Northern Ireland

Causeway Hospital stillbirth: Northern Trust apologises

Michelle and Barry Rocks at Belfast Coroner's Court where an inquest for their still born daughter Cara is being held, 30 August 2016 Image copyright PA
Image caption Michelle Rocks, pictured with her husband Barry outside Belfast Coroner's Court, was categorised as low risk for a stillbirth

A number of mistakes played a part in the death of a baby at Coleraine hospital, the Northern Health and Social Care Trust has admitted.

The trust has apologised for its role in the death of Cara Rocks, who was stillborn, at the Causeway Hospital.

The baby died at the County Londonderry hospital in June 2013.

A lawyer told the coroner's court it was "likely if an elective or emergency C-section had taken place, baby Cara would not have been stillborn".

The hearing is the first ever stillbirth inquest in Northern Ireland.

Coroner Joe McCrisken said the region was "leading the way" in the examination of stillbirth cases.

Errors

A lawyer for the trust said it "accepted" that a number of errors had played a role in her death.

Image caption Baby Cara died at the Causeway Hospital in June 2013.

These included:

  • Wrongly categorising Michelle Rocks as "low risk"
  • Inadequate levels of counselling
  • Incorrect recording of the baby's heart rate
  • Delays in the decision to proceed to an emergency c-section because of time spent trying to locate a foetal heart rate

"The trust wishes to express an apology to Mr and Mrs Rocks for the unfortunate death of baby Cara," added the trust's lawyer.
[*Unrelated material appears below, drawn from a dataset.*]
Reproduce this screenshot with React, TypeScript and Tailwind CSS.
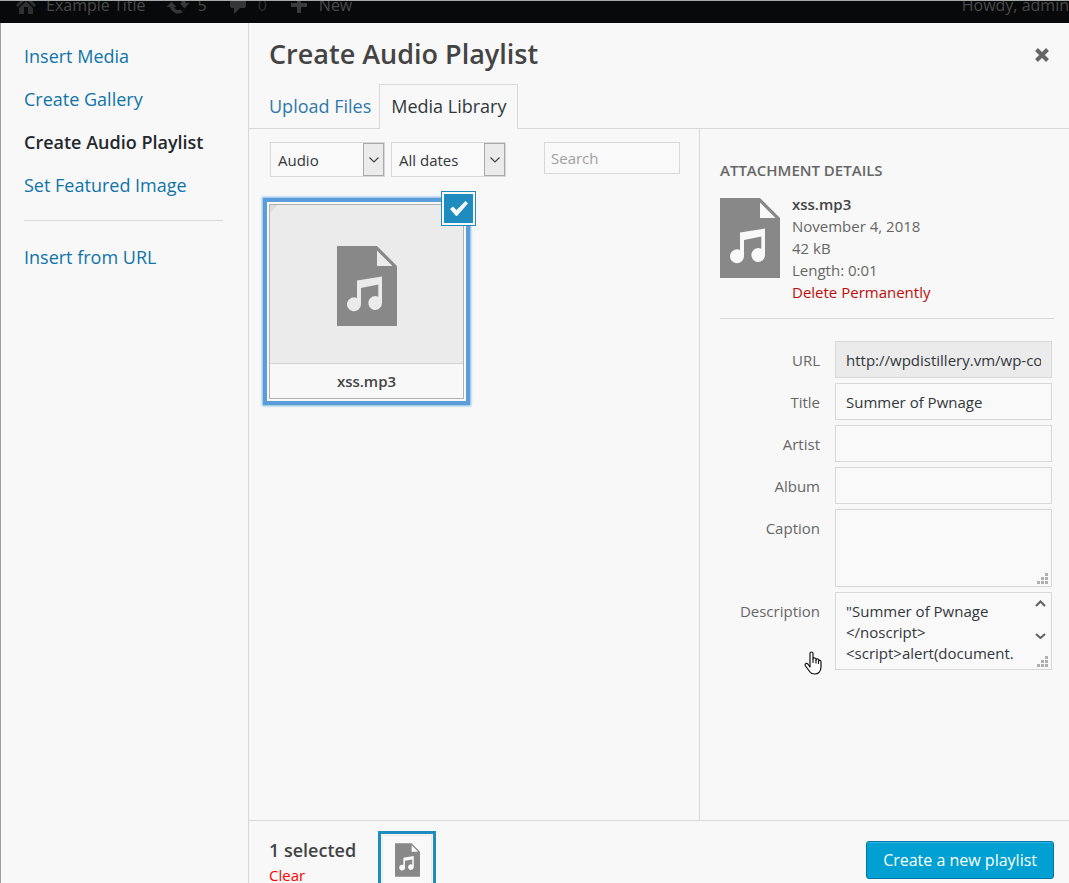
import React from "react";

function AudioFile({ className }: { className: string }) {
  return (
    <svg viewBox="0 0 60 80" className={className} aria-hidden="true">
      <path
        fill="#888"
        fillRule="evenodd"
        d="M0 0H40L60 20V80H0ZM40 4.500V20H55.500ZM20 34.500L45 30.500V57A6.800 7 0 1 1 41.300 50.800V38.500L24 42V58.300A7 7 0 1 1 20 52Z"
      />
    </svg>
  );
}

function AdminBar() {
  return (
    <header className="h-[23px] overflow-hidden border-t border-[#a5aaa8] bg-[#08090a] text-[16px] text-[#484a4b]">
      <div className="-mt-[13px] flex h-[34px] items-center pl-[16px] whitespace-nowrap">
        <svg viewBox="0 0 20 20" className="mr-[10px] h-[20px] w-[20px]" fill="#2e3032" aria-hidden="true">
          <path fillRule="evenodd" d="M10 0l3 3V1h3v5l4 4-2 2-8-8-8 8-2-2ZM10 6l7 7v6H3v-6ZM8 12v7h4v-7Z" />
        </svg>
        <a href="#site">Example Title</a>
        <svg viewBox="0 0 24 24" className="mr-[8px] ml-[20px] h-[24px] w-[24px]" fill="#34363a" aria-hidden="true">
          <path d="M5.500 8.500L10.500 14H8A4.500 4.500 0 0 0 14.500 16.500L17 19A8.500 8.500 0 0 1 4 14H.5ZM18.500 15.500L13.500 10H16A4.500 4.500 0 0 0 9.500 7.500L7 5A8.500 8.500 0 0 1 20 10H23.500Z" />
        </svg>
        <a href="#updates">5</a>
        <svg viewBox="0 0 18 20" className="mr-[11px] ml-[22px] h-[20px] w-[18px]" fill="#34363a" aria-hidden="true">
          <path d="M3 1h12a2 2 0 0 1 2 2v8a2 2 0 0 1-2 2h-4l-6 6v-6H3a2 2 0 0 1-2-2V3a2 2 0 0 1 2-2Z" />
        </svg>
        <a href="#comments" className="text-[#2e3032]">
          0
        </a>
        <svg viewBox="0 0 18 18" className="mr-[11px] ml-[23px] h-[18px] w-[18px]" fill="#3a3c3e" aria-hidden="true">
          <path d="M7 1h4v6h6v4h-6v6H7v-6H1V7h6Z" />
        </svg>
        <a href="#new">New</a>
        <a href="#profile" className="ml-auto">
          Howdy, admin
        </a>
      </div>
    </header>
  );
}

const menu = ["Insert Media", "Create Gallery", "Create Audio Playlist", "Set Featured Image"];

function Sidebar() {
  return (
    <nav className="w-[248px] shrink-0 border-r border-[#d8d8d8] pt-3 pr-[25px] pl-[23px] text-[18px] text-[#0f74a8]">
      {menu.map((m) => (
        <a
          key={m}
          href="#media"
          className={
            "flex h-[43px] items-center whitespace-nowrap " + (m === "Create Audio Playlist" ? "font-semibold text-[#23282d]" : "")
          }
        >
          {m}
        </a>
      ))}
      <hr className="mt-[13px] mb-[15px] border-[#d8d8d8]" />
      <a href="#url" className="flex h-[43px] items-center">
        Insert from URL
      </a>
    </nav>
  );
}

function Filter({ label, value }: { label: string; value: string }) {
  return (
    <div className="relative h-[35px] w-[115px]">
      <select
        aria-label={label}
        className="h-full w-full appearance-none border border-[#d8d8d8] bg-[#f9f9f9] pt-px pl-[7px] text-[15px] text-[#32373c]"
      >
        <option>{value}</option>
      </select>
      <span className="pointer-events-none absolute top-px right-px bottom-px flex w-[21px] items-center justify-center border border-[#aaa] bg-[#ebebeb]">
        <svg viewBox="0 0 10 6" className="h-[6px] w-[10px]" fill="none" stroke="#444" strokeWidth="1.2" aria-hidden="true">
          <path d="M.5 .5L5 5L9.500 .5" />
        </svg>
      </span>
    </div>
  );
}

function Library() {
  return (
    <section className="min-w-0 flex-1 border-r border-[#d8d8d8]">
      <div className="flex items-start gap-[6px] pt-[13px] pr-[19px] pl-[21px]">
        <Filter label="Filter by type" value="Audio" />
        <Filter label="Filter by date" value="All dates" />
        <input
          type="search"
          aria-label="Search"
          placeholder="Search"
          className="ml-auto h-[32px] w-[136px] border border-[#d8d8d8] bg-[#f9f9f9] px-[6px] text-[15px] placeholder:text-[#a0a0a0]"
        />
      </div>
      <div className="relative mt-[21px] ml-[14px] w-[207px] border-4 border-[#5b9dd9] p-[2px] shadow-[0_0_2px_1px_#7db8e8]">
        <div className="border border-[#b2b2b2]">
          <div className="relative flex h-[159px] items-center justify-center border-b border-[#d4d4d4] bg-[#ebebeb] pt-[4px]">
            <svg viewBox="0 0 8 8" className="absolute top-0 left-0 h-[8px] w-[8px]" aria-hidden="true">
              <path d="M0 0H8L0 8Z" fill="#ddd" />
            </svg>
            <AudioFile className="h-[80px] w-[60px]" />
          </div>
          <div className="flex h-[34px] items-center justify-center text-[15px] font-semibold text-[#444]">xss.mp3</div>
        </div>
        <button
          type="button"
          aria-label="Deselect"
          className="absolute -top-[11px] -right-[10px] h-[35px] w-[35px] border border-[#1e8cbe] bg-[#f9f9f9] p-[2px]"
        >
          <span className="flex h-full w-full items-center justify-center bg-[#1e8cbe]">
            <svg viewBox="0 0 18 15" className="h-[15px] w-[18px]" fill="#f8f8f8" aria-hidden="true">
              <path d="M0 8L3 5.500L6.500 9L15.500 0L18 2.500L7 15H6Z" />
            </svg>
          </span>
        </button>
      </div>
    </section>
  );
}

function Grip() {
  return (
    <svg
      viewBox="0 0 11 11"
      className="pointer-events-none absolute right-[4px] bottom-[3px] h-[11px] w-[11px]"
      fill="#b0b0b0"
      aria-hidden="true"
    >
      <path d="M8 0h3v3h-3ZM8 4h3v3h-3ZM4 4h3v3H4ZM8 8h3v3h-3ZM4 8h3v3H4ZM0 8h3v3H0Z" />
    </svg>
  );
}

const field = "block w-full border border-[#d8d8d8] px-[10px] text-[15px] text-[#32373c]";

function TextField({ name, value, readOnly }: { name: string; value?: string; readOnly?: boolean }) {
  return (
    <div className="flex gap-[15px]">
      <label htmlFor={name} className="w-[100px] pt-[9px] text-right leading-[21px]">
        {name}
      </label>
      <div className="min-w-0 flex-1">
        <input
          id={name}
          defaultValue={value}
          readOnly={readOnly}
          className={field + " h-[37px] " + (readOnly ? "bg-[#ebebeb]" : "bg-[#f9f9f9]")}
        />
      </div>
    </div>
  );
}

function AreaField({ name, value }: { name: string; value?: string }) {
  return (
    <div className="flex gap-[15px]">
      <label htmlFor={name} className="w-[100px] pt-[9px] text-right leading-[21px]">
        {name}
      </label>
      <div className="relative min-w-0 flex-1">
        <textarea
          id={name}
          defaultValue={value}
          className={field + " h-[78px] resize-none overflow-hidden bg-[#f9f9f9] pt-2 leading-[21px]"}
        />
        {value && (
          <svg
            viewBox="0 0 11 40"
            className="pointer-events-none absolute top-[7px] right-[6px] h-[40px] w-[11px]"
            fill="none"
            stroke="#606060"
            strokeWidth="2"
            aria-hidden="true"
          >
            <path d="M1 7L5.500 2.500L10 7M1 35L5.500 39L10 35" />
          </svg>
        )}
        <Grip />
      </div>
    </div>
  );
}

function Details() {
  return (
    <aside className="relative w-[369px] shrink-0 pt-[30px] pr-[15px] pl-[20px] text-[15px] text-[#666]">
      <h2 className="leading-[22px] font-semibold uppercase">Attachment Details</h2>
      <div className="mt-[12px] flex gap-3 border-b border-[#d8d8d8] pb-[15px]">
        <AudioFile className="mt-[5px] h-[80px] w-[60px]" />
        <div className="leading-[22px]">
          <div className="font-semibold text-[#444]">xss.mp3</div>
          <div>November 4, 2018</div>
          <div>42 kB</div>
          <div>Length: 0:01</div>
          <button type="button" className="block text-[#bc0b0b]">
            Delete Permanently
          </button>
        </div>
      </div>
      <form className="mt-[22px] flex flex-col gap-[5px] pr-[2px]">
        <TextField name="URL" value="http://wpdistillery.vm/wp-content/uploads/2018/11/xss.mp3" readOnly />
        <TextField name="Title" value="Summer of Pwnage" />
        <TextField name="Artist" />
        <TextField name="Album" />
        <AreaField name="Caption" />
        <AreaField name="Description" value={'"Summer of Pwnage\n</noscript>\n<script>alert(document.'} />
      </form>
      <svg viewBox="0 0 18 24" className="pointer-events-none absolute top-[522px] left-[104px] h-[24px] w-[18px]" aria-hidden="true">
        <path
          d="M6 14V2.500Q6 1 7.500 1T9 2.500V8Q9.500 6.500 11 7T12 9Q12.500 7.500 14 8T14.500 10Q17 8.500 17 11V16Q17 19 15 21.500Q13.500 23 10.500 23T6 21L1.500 15Q.5 13 2 12.500T4.500 14L6 16Z"
          fill="#fff"
          stroke="#111"
          strokeWidth="1.2"
          strokeLinejoin="round"
        />
        <path d="M9 8V12M12 9V12.500M14.500 10V13" fill="none" stroke="#111" strokeWidth="1.100" />
      </svg>
    </aside>
  );
}

export default function App() {
  return (
    <div className="flex h-screen flex-col overflow-hidden bg-[#f8f8f8] font-['Open_Sans',sans-serif]">
      <AdminBar />
      <div className="flex min-h-0 flex-1 border-l border-[#a0a0a0]">
        <Sidebar />
        <main className="flex min-w-0 flex-1 flex-col">
          <div className="flex h-[61px] items-center justify-between pt-[2px] pr-[19px] pl-[20px]">
            <h1 className="text-[27px] font-semibold text-[#444]">Create Audio Playlist</h1>
            <button type="button" aria-label="Close" className="flex h-4 w-4 items-center justify-center">
              <svg viewBox="0 0 14 14" className="h-[14px] w-[14px]" stroke="#666" strokeWidth="4" aria-hidden="true">
                <path d="M1.500 1.500L12.500 12.500M12.500 1.500L1.500 12.500" />
              </svg>
            </button>
          </div>
          <div className="flex h-[45px] border-b border-[#d8d8d8] pl-[20px] text-[18px] whitespace-nowrap">
            <button type="button" className="pr-[8px] text-[#2f78ab]">
              Upload Files
            </button>
            <button type="button" className="-mb-px border border-b-0 border-[#d8d8d8] bg-[#f8f8f8] px-[11px] pb-px text-[#32373c]">
              Media Library
            </button>
          </div>
          <div className="flex min-h-0 flex-1">
            <Library />
            <Details />
          </div>
          <footer className="flex h-[63px] shrink-0 items-start overflow-hidden border-t border-[#d8d8d8] pr-[15px] pl-[20px]">
            <div className="pt-[17px]">
              <div className="text-[18px] leading-[25px] font-semibold text-[#444]">1 selected</div>
              <button type="button" className="block text-[15px] leading-[25px] text-[#f00]">
                Clear
              </button>
            </div>
            <div className="mt-[10px] ml-[22px] h-[58px] w-[58px] shrink-0 border-3 border-[#1e8cbe] bg-[#f9f9f9] p-px">
              <div className="flex h-full w-full items-start justify-center border border-[#e9e9e9] pt-[7px]">
                <AudioFile className="h-[34px] w-[25px]" />
              </div>
            </div>
            <button
              type="button"
              className="mt-[20px] ml-auto h-[38px] rounded-[3px] border border-[#0073aa] bg-[#00a0d2] px-[16px] text-[16px] text-white shadow-[inset_0_1px_0_#36b4de]"
            >
              Create a new playlist
            </button>
          </footer>
        </main>
      </div>
    </div>
  );
}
"Obviously this is a tragedy for the family. It is not taken lightly and is recognised by all members of the trust who were involved in this case."

Mother Michelle Rocks told the court she was very upset and in tears when she was informed her request for an elective C-section would not be facilitated and that she was "capable" of delivering naturally.

Transverse position

The court also heard how Mrs Rocks, from Moneymore in County Londonderry, was sent home after presenting at the Causeway Hospital at 38 weeks' gestation with her baby in a transverse position.

The 38-year-old "begged" for a C-section but was turned down, the court heard.

"We were robbed of our daughter, our sons of their sister and parents of their granddaughter," said Mrs Rocks.

"We only wish that she had that chance to live."

Midwife Michaela Doherty, who had cared for Mrs Rocks in the delivery suite, said that despite difficulties in reading baby Cara's heart rate she did not believe it was not there.

Later, she told the court she had been informed that baby Cara's umbilical cord had been wrapped around her neck.

"I was told the cord was tightly round the neck three times," said Ms Doherty.

Elective caesarean

Another midwife, Lisa Richmond, said she was not aware of a situation where a woman's preference for an elective caesarean section had been refused.

The coroner cautioned the court that the hearing was not a trial.

"This is a fact-finding inquiry. I am not here to attribute any blame or responsibility," said Mr McCrisken.

The hearing is expected to last for five days.